Usually in most movies with love triangles, the writers will offer up some sort of flaw that disqualifies one of the suitors in the audience's eyes. The only disqualifying quality offered up in 'Reality Bites' is that Ben Stiller's character is a successful television executive (i.e. that means he's sold out). And that is a bigger negative than Hawke's character being a miserable, out of work asshole.
"Characters Who Don't Deserve Love"
From the A.V. Club:
You know the ones: You can't stand them, and yet you (or your significant other) insist on trying to enjoy their life stories. But so many characters in rom-coms not only don't deserve love, they would actually inspire serious annoyance/borderline hatred in real-life situations.

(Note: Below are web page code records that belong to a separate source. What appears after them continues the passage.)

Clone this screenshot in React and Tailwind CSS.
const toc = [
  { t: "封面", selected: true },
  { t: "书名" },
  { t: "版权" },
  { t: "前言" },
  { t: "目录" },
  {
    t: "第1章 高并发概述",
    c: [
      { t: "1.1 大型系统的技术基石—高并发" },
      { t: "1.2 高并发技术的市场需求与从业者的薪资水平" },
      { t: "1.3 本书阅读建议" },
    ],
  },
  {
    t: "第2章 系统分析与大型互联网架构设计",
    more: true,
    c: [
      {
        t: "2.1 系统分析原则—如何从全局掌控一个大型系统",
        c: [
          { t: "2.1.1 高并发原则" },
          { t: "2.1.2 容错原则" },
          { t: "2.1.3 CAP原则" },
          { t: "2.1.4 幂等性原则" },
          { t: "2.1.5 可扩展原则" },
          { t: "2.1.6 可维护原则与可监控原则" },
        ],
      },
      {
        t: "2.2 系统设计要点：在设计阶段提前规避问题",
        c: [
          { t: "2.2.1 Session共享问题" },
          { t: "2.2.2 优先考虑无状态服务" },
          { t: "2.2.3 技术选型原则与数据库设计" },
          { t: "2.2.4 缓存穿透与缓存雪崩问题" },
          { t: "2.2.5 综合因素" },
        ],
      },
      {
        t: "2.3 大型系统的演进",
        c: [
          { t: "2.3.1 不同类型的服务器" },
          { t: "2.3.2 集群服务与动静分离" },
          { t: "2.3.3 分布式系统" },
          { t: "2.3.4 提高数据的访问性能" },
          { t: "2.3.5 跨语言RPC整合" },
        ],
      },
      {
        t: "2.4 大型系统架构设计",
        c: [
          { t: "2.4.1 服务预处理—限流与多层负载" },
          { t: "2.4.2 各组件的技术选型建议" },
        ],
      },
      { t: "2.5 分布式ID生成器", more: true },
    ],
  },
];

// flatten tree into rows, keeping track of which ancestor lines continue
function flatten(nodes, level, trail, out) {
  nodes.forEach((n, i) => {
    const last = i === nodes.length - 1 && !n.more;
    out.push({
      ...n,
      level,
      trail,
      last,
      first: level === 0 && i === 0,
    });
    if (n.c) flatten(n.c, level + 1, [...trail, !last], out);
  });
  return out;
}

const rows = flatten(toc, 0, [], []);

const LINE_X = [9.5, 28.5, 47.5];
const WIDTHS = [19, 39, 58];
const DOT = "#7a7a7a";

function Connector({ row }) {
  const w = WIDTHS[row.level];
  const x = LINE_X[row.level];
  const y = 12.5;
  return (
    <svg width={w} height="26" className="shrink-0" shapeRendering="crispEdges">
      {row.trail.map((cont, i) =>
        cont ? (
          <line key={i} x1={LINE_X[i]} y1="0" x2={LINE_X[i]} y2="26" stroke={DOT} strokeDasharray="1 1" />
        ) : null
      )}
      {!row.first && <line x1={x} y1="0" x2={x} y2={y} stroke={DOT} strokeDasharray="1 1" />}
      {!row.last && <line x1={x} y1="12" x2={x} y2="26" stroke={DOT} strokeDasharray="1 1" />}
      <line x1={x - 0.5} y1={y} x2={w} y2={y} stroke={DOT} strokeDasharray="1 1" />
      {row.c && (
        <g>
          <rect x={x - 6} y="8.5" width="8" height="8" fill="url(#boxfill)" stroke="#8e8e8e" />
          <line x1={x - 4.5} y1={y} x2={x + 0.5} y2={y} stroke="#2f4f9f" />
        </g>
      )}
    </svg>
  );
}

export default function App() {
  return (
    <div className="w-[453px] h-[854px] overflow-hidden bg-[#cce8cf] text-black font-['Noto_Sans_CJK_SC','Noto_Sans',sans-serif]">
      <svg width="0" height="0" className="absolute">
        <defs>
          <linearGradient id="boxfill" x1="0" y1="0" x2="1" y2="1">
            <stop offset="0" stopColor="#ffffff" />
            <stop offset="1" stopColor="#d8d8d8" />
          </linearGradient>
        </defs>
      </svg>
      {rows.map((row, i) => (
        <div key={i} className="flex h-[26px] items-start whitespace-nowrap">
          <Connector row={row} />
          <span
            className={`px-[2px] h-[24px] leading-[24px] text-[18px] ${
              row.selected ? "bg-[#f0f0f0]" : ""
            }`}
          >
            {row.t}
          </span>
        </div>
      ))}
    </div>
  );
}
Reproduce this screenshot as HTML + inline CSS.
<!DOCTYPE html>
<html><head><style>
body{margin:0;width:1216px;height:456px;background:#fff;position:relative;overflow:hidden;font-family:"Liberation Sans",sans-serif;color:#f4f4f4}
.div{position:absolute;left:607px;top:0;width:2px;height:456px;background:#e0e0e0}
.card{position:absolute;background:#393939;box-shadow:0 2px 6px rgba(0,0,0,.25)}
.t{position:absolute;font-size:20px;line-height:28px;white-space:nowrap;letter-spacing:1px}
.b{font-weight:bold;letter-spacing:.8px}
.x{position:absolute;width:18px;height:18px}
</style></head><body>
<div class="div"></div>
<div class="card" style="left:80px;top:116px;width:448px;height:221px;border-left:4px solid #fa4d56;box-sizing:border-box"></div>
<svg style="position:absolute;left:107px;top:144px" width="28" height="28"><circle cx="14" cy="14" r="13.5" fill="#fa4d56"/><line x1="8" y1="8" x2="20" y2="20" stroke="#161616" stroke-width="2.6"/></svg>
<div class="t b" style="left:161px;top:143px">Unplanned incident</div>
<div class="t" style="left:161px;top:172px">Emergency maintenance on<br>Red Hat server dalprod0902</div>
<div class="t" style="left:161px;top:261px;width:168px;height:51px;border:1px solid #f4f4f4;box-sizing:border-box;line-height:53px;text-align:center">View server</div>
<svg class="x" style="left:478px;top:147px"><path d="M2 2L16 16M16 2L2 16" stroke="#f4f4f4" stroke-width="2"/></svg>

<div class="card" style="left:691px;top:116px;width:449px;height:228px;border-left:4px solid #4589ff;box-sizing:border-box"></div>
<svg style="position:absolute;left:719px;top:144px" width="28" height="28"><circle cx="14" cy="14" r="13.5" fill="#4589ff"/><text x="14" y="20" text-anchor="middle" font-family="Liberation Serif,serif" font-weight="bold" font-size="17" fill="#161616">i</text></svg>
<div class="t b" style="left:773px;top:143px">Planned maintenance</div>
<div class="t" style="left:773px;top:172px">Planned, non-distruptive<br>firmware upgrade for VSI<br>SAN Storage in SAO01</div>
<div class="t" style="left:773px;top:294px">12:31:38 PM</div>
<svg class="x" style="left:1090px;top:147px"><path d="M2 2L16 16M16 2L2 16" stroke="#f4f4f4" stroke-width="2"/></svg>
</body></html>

Renée Zellweger, 'Bridget Jones’s Diary' (2001)
As romantic comedies come to lean more and more on the twin beams of predictable formula (obnoxious people meet each other, hate each other, then come to appreciate each other) and ridiculous gimmicks (as said people are kept apart by outsized misunderstandings and contrivance), it’s apparently becoming necessary for each new rom-com to distinguish itself by making its characters progressively broader and more cartoony. Which tends to leave audiences without much stake in the proceedings as they wait for the bad behavior of some shrill, irritating caricature to be rewarded with ultimate happiness. Case in point: Renée Zellweger as the title character in Bridget Jones’s Diary, the story of a crude, foul-mouthed, dim-witted, judgmental, childishly petty girl-woman who manages to win the love of multiple men even though she pretty much lives to write horrible things about them in her titular diary. This is a lady who saddles the people around her with mental epithets like “prematurely middle-aged prick” and “fat-ass old bag”; even the man who loves her has to admit “You tend to let whatever’s in your head come out of your mouth without much consideration of the consequences.” Which is an acute problem, since she’s mostly thinking things like “Jesus fuck, my ass is as big as Brazil, but I need a shag anyway.”